Apple currently uses Qualcomm modems in its iPads and iPhones for connections to cellular networks. But last year it bought Intel's 5G business, putting it in a position to build its own modems and end its reliance on third-party providers.

Again, like with Intel, this means Apple wouldn't need to wait for other parties to prepare their chips. When Apple is ready, it can go to the market with new products.

Bloomberg reported that Apple may not roll out its first Macs with ARM-based Apple chips until 2021. But announcing the switch several months early will give developers more time to learn how to bring their software over to the new processor. Apple made a similar move before it started selling Macs with Intel chips by giving developers several months to make sure their software was ready for the new laptops.

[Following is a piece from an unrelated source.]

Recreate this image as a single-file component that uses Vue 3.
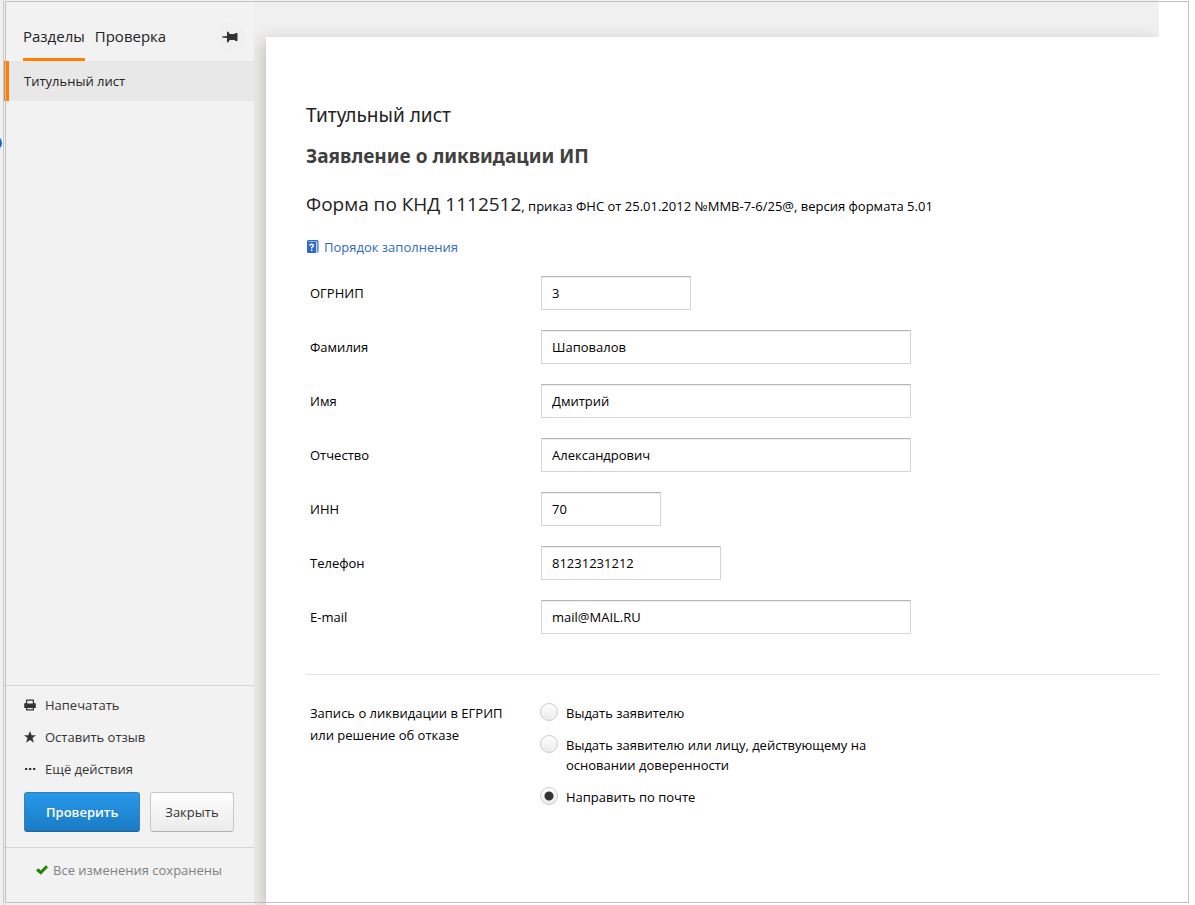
<script setup>
import { ref } from 'vue'

const fields = ref([
  { id: 'ogrnip', label: 'ОГРНИП', value: '3', size: 'm' },
  { id: 'surname', label: 'Фамилия', value: 'Шаповалов', size: 'xl' },
  { id: 'name', label: 'Имя', value: 'Дмитрий', size: 'xl' },
  { id: 'patronymic', label: 'Отчество', value: 'Александрович', size: 'xl' },
  { id: 'inn', label: 'ИНН', value: '70', size: 's' },
  { id: 'phone', label: 'Телефон', value: '81231231212', size: 'l' },
  { id: 'email', label: 'E-mail', value: 'mail@MAIL.RU', size: 'xl' }
])

const options = [
  { id: 'applicant', text: 'Выдать заявителю' },
  { id: 'proxy', text: 'Выдать заявителю или лицу, действующему на основании доверенности' },
  { id: 'post', text: 'Направить по почте' }
]
const delivery = ref('post')
</script>

<template>
  <div class="page">
    <div class="rail"><span class="rail-dot"></span></div>

    <aside class="sidebar">
      <nav class="tabs">
        <button type="button" class="tab active">Разделы</button>
        <button type="button" class="tab">Проверка</button>
        <button type="button" class="pin" aria-label="Закрепить">
          <svg width="16" height="12" viewBox="0 0 16 12">
            <path fill="#333" d="M0 5.500L5 5V1Q5 .5 5.800 .5Q6.800 1 7.300 2.500L8 3H12.500L13.500 2H15.500V10H13.500L12.500 9H8L7.300 9.500Q6.800 11 5.800 11.500Q5 11.500 5 11V7L0 6.500Z" />
          </svg>
        </button>
      </nav>
      <a href="#title" class="section">Титульный лист</a>

      <div class="actions">
        <button type="button" class="action">
          <svg width="12" height="12" viewBox="0 0 12 12">
            <path fill="#333" fill-rule="evenodd" d="M2 1Q2 .5 2.500 .5H9.500Q10 .5 10 1V4H10.500Q11.800 4 11.800 5.300V9H10V11Q10 11.500 9.500 11.500H2.500Q2 11.500 2 11V9H.2V5.300Q.2 4 1.500 4H2ZM3.200 1.700V4.500H8.800V1.700ZM3.200 9V10.300H8.800V9Z" />
          </svg>
          Напечатать
        </button>
        <button type="button" class="action">
          <svg width="12" height="12" viewBox="0 0 12 12">
            <path fill="#333" d="M6 0L7.700 4.200H12L8.500 7L9.900 11.700L6 8.900L2.100 11.700L3.500 7L0 4.200H4.300Z" />
          </svg>
          Оставить отзыв
        </button>
        <button type="button" class="action">
          <svg width="12" height="12" viewBox="0 0 12 12">
            <path fill="#333" d="M1 5H3.300V7H1ZM5 5H7.300V7H5ZM9 5H11.300V7H9Z" />
          </svg>
          Ещё действия
        </button>
        <div class="buttons">
          <button type="button" class="btn primary">Проверить</button>
          <button type="button" class="btn">Закрыть</button>
        </div>
      </div>

      <div class="status">
        <svg width="12" height="10" viewBox="0 0 12 10">
          <path fill="#1f8505" d="M0 5.400L2.300 3.200L4.800 5.500L9.900 .3L12 2.300L4.900 9.700Z" />
        </svg>
        Все изменения сохранены
      </div>
    </aside>

    <main class="stage">
      <form class="sheet" @submit.prevent>
        <h2 id="title" class="kicker">Титульный лист</h2>
        <h1 class="title">Заявление о ликвидации ИП</h1>
        <p class="knd"><span class="knd-code">Форма по КНД 1112512</span>, приказ ФНС от 25.01.2012 №ММВ-7-6/25@, версия формата 5.01</p>
        <a href="#guide" class="guide">
          <svg width="12" height="14" viewBox="0 0 12 14">
            <path fill="#2f6bc4" fill-rule="evenodd" d="M1.500 0H10Q11.500 0 11.500 1.500V12.500H10.300V1.500H1.500V2H9.300V13H1.200Q0 13 0 11.800V1.500Q0 0 1.500 0Z" />
            <path fill="none" stroke="#fff" stroke-width="1.400" d="M2.700 5.600Q2.900 4.300 4.600 4.300Q6.400 4.300 6.400 5.700Q6.400 6.600 4.700 7.400V8.600M4.700 9.500V11" />
          </svg>
          Порядок заполнения
        </a>

        <div class="fields">
          <div v-for="f in fields" :key="f.id" class="row">
            <label :for="f.id" class="label">{{ f.label }}</label>
            <input :id="f.id" v-model="f.value" type="text" class="input" :class="f.size" />
          </div>
        </div>

        <div class="delivery" role="radiogroup" aria-labelledby="delivery-label">
          <div id="delivery-label" class="label">Запись о ликвидации в ЕГРИП<br />или решение об отказе</div>
          <div class="options">
            <label v-for="o in options" :key="o.id" class="option" :for="o.id">
              <input :id="o.id" v-model="delivery" type="radio" name="delivery" :value="o.id" class="radio" />
              <span>{{ o.text }}</span>
            </label>
          </div>
        </div>
      </form>
    </main>

    <div class="frame"></div>
  </div>
</template>

<style>
body {
  margin: 0;
  background: #fff;
}
</style>

<style scoped>
.page {
  position: relative;
  display: flex;
  min-height: 100vh;
  box-sizing: border-box;
  padding-right: 36px;
  overflow: hidden;
  font-family: "Open Sans", "Noto Sans", sans-serif;
  font-size: 13px;
  line-height: 20px;
  color: #000;
}
button,
input {
  font: inherit;
  color: inherit;
}
button {
  margin: 0;
  padding: 0;
  border: 0;
  background: none;
}
a {
  text-decoration: none;
}
svg {
  display: block;
  flex: none;
}
.frame {
  position: absolute;
  inset: 1px 6px 2px 5px;
  border: 1px solid #c1c1c1;
  pointer-events: none;
}
.rail {
  flex: none;
  width: 3px;
  padding-top: 136px;
  background: #f0f0f0;
  border-right: 1px solid #c9c9c9;
  overflow: hidden;
}
.rail-dot {
  display: block;
  width: 14px;
  height: 14px;
  margin-left: -12px;
  border-radius: 50%;
  background: #0a6cd6;
}
.sidebar {
  flex: none;
  display: flex;
  flex-direction: column;
  width: 250px;
  background: #f2f2f2;
}
.tabs {
  display: flex;
  align-items: flex-end;
  gap: 10px;
  height: 61px;
  padding: 0 9px 0 19px;
}
.tab {
  height: 36px;
  padding-bottom: 12px;
  border-bottom: 3px solid transparent;
  box-sizing: border-box;
  font-size: 15px;
  color: #222;
}
.tab.active {
  border-color: #ff8000;
}
.pin {
  display: flex;
  align-items: center;
  justify-content: center;
  width: 30px;
  height: 30px;
  margin: 0 0 9px auto;
  border-radius: 50%;
  background: #f0f0f0;
}
.section {
  padding: 10px 15px;
  border-left: 5px solid #ff8000;
  background: #e8e8e8;
  color: #222;
}
.actions {
  display: flex;
  flex-direction: column;
  align-items: flex-start;
  margin-top: auto;
  padding: 3px 20px 15px;
  border-top: 1px solid #d6d6d6;
}
.action {
  display: flex;
  align-items: center;
  gap: 9px;
  height: 32px;
  color: #333;
}
.buttons {
  display: flex;
  gap: 10px;
  margin-top: 7px;
}
.btn {
  height: 40px;
  padding: 0 14px;
  border: 1px solid #c8c8c8;
  border-bottom-color: #b0b0b0;
  border-radius: 3px;
  background: linear-gradient(#fff, #ebebeb);
  color: #333;
}
.btn.primary {
  padding: 0 21px;
  border-color: #3f7fae #3f7fae #2a6593;
  background: linear-gradient(#2899ea, #1a7bc4);
  color: #fff;
  font-weight: 600;
}
.status {
  display: flex;
  align-items: center;
  gap: 5px;
  height: 58px;
  padding: 0 32px 13px;
  border-top: 1px solid #d6d6d6;
  box-sizing: border-box;
  color: #808080;
  white-space: nowrap;
}
.stage {
  flex: 1;
  display: flex;
  min-width: 0;
  padding: 37px 0 0 12px;
  background: #f0f0f0;
  overflow: hidden;
}
.sheet {
  flex: 1;
  min-width: 0;
  padding: 66px 0 40px 40px;
  background: #fff;
  box-shadow: -4px 4px 16px #c4c1b9;
}
.kicker,
.title,
.knd {
  margin: 0;
  line-height: 24px;
}
.kicker,
.title {
  font-family: "Noto Sans", "Open Sans", sans-serif;
  font-size: 19px;
}
.kicker {
  font-weight: 400;
  color: #222;
}
.title {
  margin-top: 17px;
  font-weight: 700;
  color: #404040;
}
.knd {
  margin-top: 24px;
}
.knd-code {
  font-size: 19px;
  color: #222;
}
.guide {
  display: flex;
  align-items: center;
  gap: 5px;
  width: fit-content;
  margin: 19px 0 0 1px;
  color: #2f6bc4;
}
.fields {
  display: flex;
  flex-direction: column;
  gap: 20px;
  margin-top: 19px;
  padding-bottom: 40px;
  border-bottom: 1px solid #e5e5e5;
}
.row {
  display: flex;
  align-items: center;
}
.label {
  flex: none;
  width: 231px;
  padding-left: 4px;
}
.input {
  width: 100%;
  height: 34px;
  padding: 0 10px;
  border: 1px solid #d5d5d5;
  border-top-color: #b5b5b5;
  box-sizing: border-box;
  background: #fff;
  box-shadow: inset 0 1px 0 #f0f0f0;
  outline: none;
}
.input.s { max-width: 120px; }
.input.m { max-width: 150px; }
.input.l { max-width: 180px; }
.input.xl { max-width: 370px; }
.delivery {
  display: flex;
  margin-top: 27px;
}
.delivery .label {
  width: 230px;
  line-height: 22px;
}
.options {
  display: flex;
  flex-direction: column;
  gap: 12px;
  max-width: 350px;
  padding-top: 1px;
}
.option {
  display: flex;
  align-items: flex-start;
  gap: 8px;
}
.radio {
  appearance: none;
  flex: none;
  width: 18px;
  height: 18px;
  margin: 0;
  border: 1px solid #ccc;
  border-radius: 50%;
  background: linear-gradient(#fff, #ebebeb);
}
.radio:checked {
  background: radial-gradient(circle, #333 0 4px, transparent 5px), linear-gradient(#fff, #ebebeb);
}
</style>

This is one area that could get a little messy.

Today's Mac apps were designed to run on Intel chips, but Apple's macOS Catalina software, which powers Macs and was released in October 2019, includes Apple's Catalyst technology. It allows developers to bring iPad and iPhone apps to the Mac. One area Apple will need to discuss, however, is how developers who have written apps only for the Mac will be able to port those over to the new chips too. In theory, it should be easier for developers to make apps that run across all Apple devices once they're all powered by the same chips.

This is one area where Microsoft has struggled. It has a lesser-known version of Windows called "Windows on Arm" that's designed to run on ARM chips instead of Intel processors. These are "always-connected" computers with cellular modems and promise of longer battery life than their Intel counterparts. HP, Samsung, Microsoft and other companies have all built Windows on Arm laptop/tablet hybrids. But these devices have struggled to sell well because of a lack of compatible software and problems with battery life. 

But in Apple's case, it proved its chips and software can handle the transition a year ago after it made iPad and iPhone apps compatible with the Mac. Plus, the company's ARM chips are already considered some of the best available and have shown in tests they're powerful enough to handle desktop PC tasks.